This article is a summary of a series of articles on competition linked at the bottom of the page. These concepts are not just mine; they are a synthesis of books referenced throughout the articles.
Introduction to Competition

Champion axeman Charlie Winkle competing in a tree-felling event at a chopping competition by State Library of Queensland, Australia, on Flickr
Competition is the vehicle of evolution and creativity. It is also the structure under which collaboration and cooperation is best forged. Competition is inherent in all living organisms. It is maligned because of misunderstanding and misapplication.
Competition at its best produces healthy self-awareness and emotionally balanced self-promotion. And in nature and human enterprise it teaches us to share and empathize. Competition depends on the successful tension between sharing, trust and self-promotion. Very few competitions are zero sum games. Performing well in competition is its own reward and thrives on the measured feedback necessary to continually improve.
Self-expression
Competition is first and foremost a struggle in self-actualization. Competing well must increase one’s self-respect as it encourages discipline and nurtures a synergy of our spiritual, physical, emotional and intellectual states, ‘win’ or ‘lose’. Since competition is at its essence a personal display, it requires successful interaction of all four aspects of the self. It is impossible for competition to denigrate one’s self-esteem. Worth is unassailable.
Formal competition in the work place for jobs or promotions or treasure is a misuse of competition and destructive to the team and culture. Teams compete with the opponent, not amongst themselves. The most appropriate team member will be chosen, sometimes mistakenly, for the positions on a team. It is every member’s responsibility to support the team in whichever position they are asked to play. That is cooperation, and is antithetical to subordination.
Most competitions in education have become denigrations of competition, when they are actually misapplications of it. A deeper understanding of talent identification, competition and more varied scorecards could perhaps yield more fruitful results in education than anywhere else.
Failure
Failure or losing is common in life, and is suffused with acceptance, determination, and emotional stability. The goal is not to minimize the effects of losing or abolish competition. The challenge is to learn the appropriate lessons.
Good coaches debrief after completion of all measurable projects or competitions in order to holistically understand the lessons learned. Winning or losing without understanding renders much of the campaign useless.
All super stars are great team players.
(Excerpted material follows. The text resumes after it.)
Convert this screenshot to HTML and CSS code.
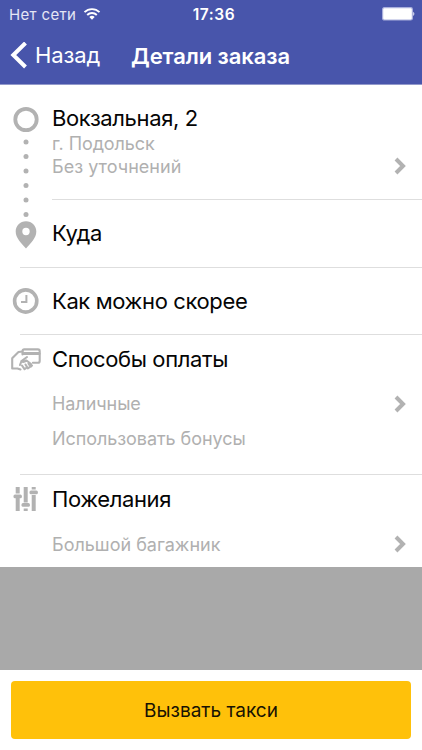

Team mates know their mates, their strengths and weaknesses, and know when to help, and when not to. Teams win because they create their own atmosphere, and positive, uncritical scholarship of failure is fundamental and is no cause for shame if the team played their best.
Selfishness
Competitors know teams can not function with maliciousness, selfishness, martyr complexes, defensiveness or gossip. Sports teams tolerate these attitudes far less than organizations because their negative consequences are more apparent within the simpler confines of sport. Competitors know that talent is not everything; helpful engagement is. For our world to progress and innovate towards its potential, our educators, coaches and managers must learn more about competition, and what it is, and what it is not.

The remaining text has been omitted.